Galina Elbaz, vice-présidente de la Licra
Depuis l’attaque du Hamas, le 7 octobre 2023 et les répliques et agressions de l’État israélien, 1 518 actes antisémites ont été enregistrés sur le territoire français, par le ministère de l’Intérieur. L’avocate alerte aussi sur la proportion de ces actes sur la communauté juive. "Les Français juifs, c’est 0,4 % de la population, soit 450 000 personnes. Et ils concentrent 30 % des actes racistes en France, toutes causes confondues."
Derrière les chiffres et les sondages, ce sont agressions sourdes et violentes. "Les gens ne prennent pas la mesure de ce que ça peut être de le vivre. L’antisémitisme d’agression, ce sont les tags sauvages sur les portes, les "sales juifs", "sales sionistes", la peur au ventre et la nécessité de se cacher son identité juive. On voit ces récits au quotidien dans nos permanences juridiques", rapporte Galina Elbaz.

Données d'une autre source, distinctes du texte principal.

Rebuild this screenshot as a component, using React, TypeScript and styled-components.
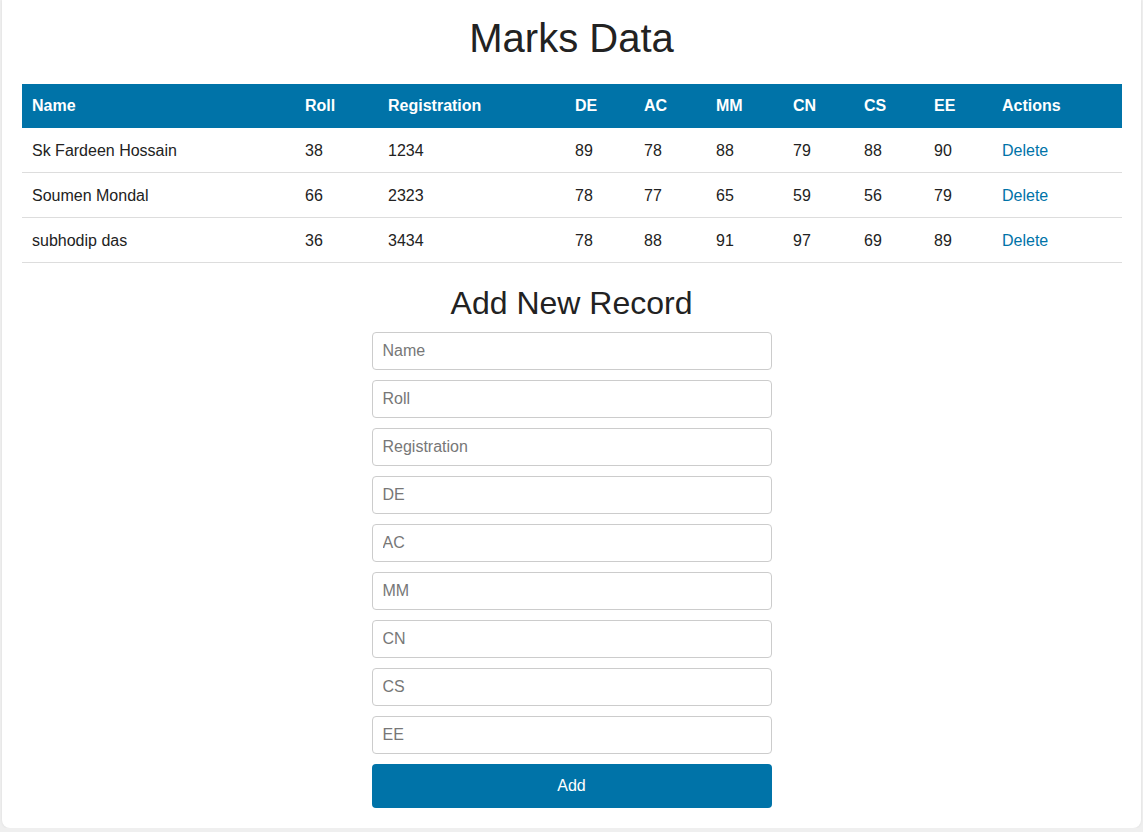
import React, { useState } from "react";
import styled, { createGlobalStyle } from "styled-components";

const GlobalStyle = createGlobalStyle`
  html, body {
    margin: 0;
    padding: 0;
    background: #efefef;
    font-family: "Liberation Sans", Arial, sans-serif;
    color: #222;
  }
`;

const Card = styled.div`
  margin: 0 2px;
  padding: 15px 20px 20px;
  background: #fff;
  border-radius: 0 0 8px 8px;
  box-shadow: 0 0 3px rgba(0, 0, 0, 0.08);
`;

const Title = styled.h1`
  margin: 0 0 23px;
  font-size: 40px;
  line-height: 46px;
  font-weight: normal;
  text-align: center;
  color: #222;
`;

const Table = styled.table`
  width: 100%;
  border-collapse: collapse;
  table-layout: fixed;
  font-size: 16px;
`;

const HeadCell = styled.th<{ $w: number }>`
  box-sizing: border-box;
  width: ${(p) => p.$w}px;
  padding: 12px 10px;
  line-height: 20px;
  background: #0073a8;
  color: #fff;
  font-weight: bold;
  text-align: left;
`;

const Cell = styled.td`
  padding: 13px 10px 11px;
  line-height: 20px;
  border-bottom: 1px solid #ddd;
  color: #222;
`;

const DeleteLink = styled.a`
  color: #0073a8;
  text-decoration: none;
  cursor: pointer;
`;

const SubTitle = styled.h2`
  margin: 22px 0 10px;
  font-size: 32px;
  line-height: 37px;
  font-weight: normal;
  text-align: center;
  color: #222;
`;

const Form = styled.form`
  width: 400px;
  margin: 0 auto;
  display: flex;
  flex-direction: column;
  gap: 10px;
`;

const Input = styled.input`
  box-sizing: border-box;
  height: 38px;
  padding: 0 10px;
  border: 1px solid #ccc;
  border-radius: 4px;
  font-family: inherit;
  font-size: 16px;
  color: #222;
  outline: none;

  &::placeholder {
    color: #777;
  }
`;

const Button = styled.button`
  height: 44px;
  border: none;
  border-radius: 4px;
  background: #0073a8;
  color: #fff;
  font-family: inherit;
  font-size: 16px;
  cursor: pointer;
`;

type Row = {
  name: string;
  roll: number;
  registration: number;
  DE: number;
  AC: number;
  MM: number;
  CN: number;
  CS: number;
  EE: number;
};

const columns: [string, number][] = [
  ["Name", 273],
  ["Roll", 83],
  ["Registration", 187],
  ["DE", 69],
  ["AC", 72],
  ["MM", 77],
  ["CN", 71],
  ["CS", 70],
  ["EE", 68],
  ["Actions", 130],
];

const fields = ["Name", "Roll", "Registration", "DE", "AC", "MM", "CN", "CS", "EE"];

const initialRows: Row[] = [
  { name: "Sk Fardeen Hossain", roll: 38, registration: 1234, DE: 89, AC: 78, MM: 88, CN: 79, CS: 88, EE: 90 },
  { name: "Soumen Mondal", roll: 66, registration: 2323, DE: 78, AC: 77, MM: 65, CN: 59, CS: 56, EE: 79 },
  { name: "subhodip das", roll: 36, registration: 3434, DE: 78, AC: 88, MM: 91, CN: 97, CS: 69, EE: 89 },
];

export default function App() {
  const [rows, setRows] = useState<Row[]>(initialRows);

  return (
    <>
      <GlobalStyle />
      <Card>
        <Title>Marks Data</Title>
        <Table>
          <thead>
            <tr>
              {columns.map(([label, w]) => (
                <HeadCell key={label} $w={w}>
                  {label}
                </HeadCell>
              ))}
            </tr>
          </thead>
          <tbody>
            {rows.map((r, idx) => (
              <tr key={r.registration}>
                <Cell>{r.name}</Cell>
                <Cell>{r.roll}</Cell>
                <Cell>{r.registration}</Cell>
                <Cell>{r.DE}</Cell>
                <Cell>{r.AC}</Cell>
                <Cell>{r.MM}</Cell>
                <Cell>{r.CN}</Cell>
                <Cell>{r.CS}</Cell>
                <Cell>{r.EE}</Cell>
                <Cell>
                  <DeleteLink onClick={() => setRows(rows.filter((_, i) => i !== idx))}>
                    Delete
                  </DeleteLink>
                </Cell>
              </tr>
            ))}
          </tbody>
        </Table>
        <SubTitle>Add New Record</SubTitle>
        <Form onSubmit={(e) => e.preventDefault()}>
          {fields.map((f) => (
            <Input key={f} placeholder={f} />
          ))}
          <Button type="submit">Add</Button>
        </Form>
      </Card>
    </>
  );
}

La ville de Saint-Quentin n’a pas recensé d’actes antisémites, mais le sujet est sensible aussi dans cette commune de l’Aisne. "Au niveau des réseaux sociaux, nous avons des remontées de racisme et d’agissements racistes. Nous souhaitons sensibiliser la population et enrichir le dialogue pour réaffirmer les valeurs de vivre ensemble et d’unité", justifie Julien Alexandre, conseiller municipal de Saint-Quentin, à l’initiative du ciné débat.
Projection de films, suivie de débats, visites de lieux de cultes dédiées aux jeunes et des expositions, la ville de Saint-Quentin s’est aussi engagée aux côtés de la Licra. Un comité consultatif, composé de citoyens, d’élus, de représentants du culte et de membres de la société civile, devrait, en 2025, devenir l’antenne officielle de l’association internationale à la ville.